>> Begin AVAILABLE DATA
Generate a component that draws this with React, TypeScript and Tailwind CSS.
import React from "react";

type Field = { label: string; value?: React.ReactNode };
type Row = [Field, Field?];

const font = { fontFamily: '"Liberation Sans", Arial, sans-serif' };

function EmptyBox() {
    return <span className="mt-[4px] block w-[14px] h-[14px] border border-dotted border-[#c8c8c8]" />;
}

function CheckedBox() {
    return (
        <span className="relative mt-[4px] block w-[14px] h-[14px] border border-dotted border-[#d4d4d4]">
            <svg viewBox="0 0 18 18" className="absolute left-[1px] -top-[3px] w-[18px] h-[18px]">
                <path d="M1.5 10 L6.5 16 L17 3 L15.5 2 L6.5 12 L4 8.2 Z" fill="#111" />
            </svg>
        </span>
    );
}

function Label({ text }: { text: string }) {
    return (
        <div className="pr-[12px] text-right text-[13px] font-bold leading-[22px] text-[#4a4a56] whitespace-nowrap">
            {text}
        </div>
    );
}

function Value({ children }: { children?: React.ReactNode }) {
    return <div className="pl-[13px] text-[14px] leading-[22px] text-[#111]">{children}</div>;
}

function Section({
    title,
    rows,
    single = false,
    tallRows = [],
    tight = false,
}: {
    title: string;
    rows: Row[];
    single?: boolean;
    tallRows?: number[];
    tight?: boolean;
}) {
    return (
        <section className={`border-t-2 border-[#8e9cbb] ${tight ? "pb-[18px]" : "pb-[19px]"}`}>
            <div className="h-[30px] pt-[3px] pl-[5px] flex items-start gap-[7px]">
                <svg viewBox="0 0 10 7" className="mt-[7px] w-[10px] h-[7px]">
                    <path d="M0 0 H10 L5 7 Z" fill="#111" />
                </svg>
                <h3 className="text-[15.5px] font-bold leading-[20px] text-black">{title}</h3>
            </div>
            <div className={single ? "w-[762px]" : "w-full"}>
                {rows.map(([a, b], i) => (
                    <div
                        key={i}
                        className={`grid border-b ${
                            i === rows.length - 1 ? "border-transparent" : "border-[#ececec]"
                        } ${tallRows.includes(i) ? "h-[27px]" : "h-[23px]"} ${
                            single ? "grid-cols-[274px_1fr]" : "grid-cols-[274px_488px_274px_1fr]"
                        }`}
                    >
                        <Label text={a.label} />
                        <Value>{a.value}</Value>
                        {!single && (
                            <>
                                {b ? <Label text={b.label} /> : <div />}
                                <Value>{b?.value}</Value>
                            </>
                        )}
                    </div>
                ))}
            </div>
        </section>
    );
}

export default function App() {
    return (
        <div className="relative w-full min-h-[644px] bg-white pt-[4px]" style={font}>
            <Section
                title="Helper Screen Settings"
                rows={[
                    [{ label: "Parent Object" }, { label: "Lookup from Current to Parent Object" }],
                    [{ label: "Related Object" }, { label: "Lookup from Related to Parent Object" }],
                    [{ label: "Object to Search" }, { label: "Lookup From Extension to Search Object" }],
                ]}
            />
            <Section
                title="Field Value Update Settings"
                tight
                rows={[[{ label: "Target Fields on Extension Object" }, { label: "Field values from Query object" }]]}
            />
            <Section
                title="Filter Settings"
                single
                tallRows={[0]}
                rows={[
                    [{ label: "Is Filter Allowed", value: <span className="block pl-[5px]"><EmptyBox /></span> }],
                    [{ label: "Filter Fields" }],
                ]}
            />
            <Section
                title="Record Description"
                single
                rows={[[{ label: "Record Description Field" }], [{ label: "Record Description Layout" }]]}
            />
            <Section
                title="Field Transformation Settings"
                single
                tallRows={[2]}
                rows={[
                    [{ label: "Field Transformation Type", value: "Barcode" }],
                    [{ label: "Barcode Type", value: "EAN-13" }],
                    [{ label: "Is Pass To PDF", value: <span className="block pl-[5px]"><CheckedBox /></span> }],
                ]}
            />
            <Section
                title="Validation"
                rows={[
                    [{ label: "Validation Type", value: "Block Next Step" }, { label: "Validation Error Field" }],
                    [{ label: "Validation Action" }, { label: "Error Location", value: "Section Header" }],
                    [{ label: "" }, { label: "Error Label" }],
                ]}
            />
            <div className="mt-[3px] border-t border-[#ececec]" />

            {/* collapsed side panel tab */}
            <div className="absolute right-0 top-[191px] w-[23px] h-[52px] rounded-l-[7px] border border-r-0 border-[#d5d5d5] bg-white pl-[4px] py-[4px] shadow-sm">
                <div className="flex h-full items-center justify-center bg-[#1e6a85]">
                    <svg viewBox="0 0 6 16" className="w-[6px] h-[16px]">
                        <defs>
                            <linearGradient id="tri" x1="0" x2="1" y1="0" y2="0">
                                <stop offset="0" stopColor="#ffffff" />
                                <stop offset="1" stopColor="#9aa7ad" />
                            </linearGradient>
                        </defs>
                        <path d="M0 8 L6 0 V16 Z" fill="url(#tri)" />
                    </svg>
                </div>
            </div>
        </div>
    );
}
>> End AVAILABLE DATA
_WHAT IS REQUIRED_:
Give an exact copy of all the data shown above.

_FULL SOLUTION_:
Generate a component that draws this with React, TypeScript and Tailwind CSS.
import React from "react";

type Field = { label: string; value?: React.ReactNode };
type Row = [Field, Field?];

const font = { fontFamily: '"Liberation Sans", Arial, sans-serif' };

function EmptyBox() {
    return <span className="mt-[4px] block w-[14px] h-[14px] border border-dotted border-[#c8c8c8]" />;
}

function CheckedBox() {
    return (
        <span className="relative mt-[4px] block w-[14px] h-[14px] border border-dotted border-[#d4d4d4]">
            <svg viewBox="0 0 18 18" className="absolute left-[1px] -top-[3px] w-[18px] h-[18px]">
                <path d="M1.5 10 L6.5 16 L17 3 L15.5 2 L6.5 12 L4 8.2 Z" fill="#111" />
            </svg>
        </span>
    );
}

function Label({ text }: { text: string }) {
    return (
        <div className="pr-[12px] text-right text-[13px] font-bold leading-[22px] text-[#4a4a56] whitespace-nowrap">
            {text}
        </div>
    );
}

function Value({ children }: { children?: React.ReactNode }) {
    return <div className="pl-[13px] text-[14px] leading-[22px] text-[#111]">{children}</div>;
}

function Section({
    title,
    rows,
    single = false,
    tallRows = [],
    tight = false,
}: {
    title: string;
    rows: Row[];
    single?: boolean;
    tallRows?: number[];
    tight?: boolean;
}) {
    return (
        <section className={`border-t-2 border-[#8e9cbb] ${tight ? "pb-[18px]" : "pb-[19px]"}`}>
            <div className="h-[30px] pt-[3px] pl-[5px] flex items-start gap-[7px]">
                <svg viewBox="0 0 10 7" className="mt-[7px] w-[10px] h-[7px]">
                    <path d="M0 0 H10 L5 7 Z" fill="#111" />
                </svg>
                <h3 className="text-[15.5px] font-bold leading-[20px] text-black">{title}</h3>
            </div>
            <div className={single ? "w-[762px]" : "w-full"}>
                {rows.map(([a, b], i) => (
                    <div
                        key={i}
                        className={`grid border-b ${
                            i === rows.length - 1 ? "border-transparent" : "border-[#ececec]"
                        } ${tallRows.includes(i) ? "h-[27px]" : "h-[23px]"} ${
                            single ? "grid-cols-[274px_1fr]" : "grid-cols-[274px_488px_274px_1fr]"
                        }`}
                    >
                        <Label text={a.label} />
                        <Value>{a.value}</Value>
                        {!single && (
                            <>
                                {b ? <Label text={b.label} /> : <div />}
                                <Value>{b?.value}</Value>
                            </>
                        )}
                    </div>
                ))}
            </div>
        </section>
    );
}

export default function App() {
    return (
        <div className="relative w-full min-h-[644px] bg-white pt-[4px]" style={font}>
            <Section
                title="Helper Screen Settings"
                rows={[
                    [{ label: "Parent Object" }, { label: "Lookup from Current to Parent Object" }],
                    [{ label: "Related Object" }, { label: "Lookup from Related to Parent Object" }],
                    [{ label: "Object to Search" }, { label: "Lookup From Extension to Search Object" }],
                ]}
            />
            <Section
                title="Field Value Update Settings"
                tight
                rows={[[{ label: "Target Fields on Extension Object" }, { label: "Field values from Query object" }]]}
            />
            <Section
                title="Filter Settings"
                single
                tallRows={[0]}
                rows={[
                    [{ label: "Is Filter Allowed", value: <span className="block pl-[5px]"><EmptyBox /></span> }],
                    [{ label: "Filter Fields" }],
                ]}
            />
            <Section
                title="Record Description"
                single
                rows={[[{ label: "Record Description Field" }], [{ label: "Record Description Layout" }]]}
            />
            <Section
                title="Field Transformation Settings"
                single
                tallRows={[2]}
                rows={[
                    [{ label: "Field Transformation Type", value: "Barcode" }],
                    [{ label: "Barcode Type", value: "EAN-13" }],
                    [{ label: "Is Pass To PDF", value: <span className="block pl-[5px]"><CheckedBox /></span> }],
                ]}
            />
            <Section
                title="Validation"
                rows={[
                    [{ label: "Validation Type", value: "Block Next Step" }, { label: "Validation Error Field" }],
                    [{ label: "Validation Action" }, { label: "Error Location", value: "Section Header" }],
                    [{ label: "" }, { label: "Error Label" }],
                ]}
            />
            <div className="mt-[3px] border-t border-[#ececec]" />

            {/* collapsed side panel tab */}
            <div className="absolute right-0 top-[191px] w-[23px] h-[52px] rounded-l-[7px] border border-r-0 border-[#d5d5d5] bg-white pl-[4px] py-[4px] shadow-sm">
                <div className="flex h-full items-center justify-center bg-[#1e6a85]">
                    <svg viewBox="0 0 6 16" className="w-[6px] h-[16px]">
                        <defs>
                            <linearGradient id="tri" x1="0" x2="1" y1="0" y2="0">
                                <stop offset="0" stopColor="#ffffff" />
                                <stop offset="1" stopColor="#9aa7ad" />
                            </linearGradient>
                        </defs>
                        <path d="M0 8 L6 0 V16 Z" fill="url(#tri)" />
                    </svg>
                </div>
            </div>
        </div>
    );
}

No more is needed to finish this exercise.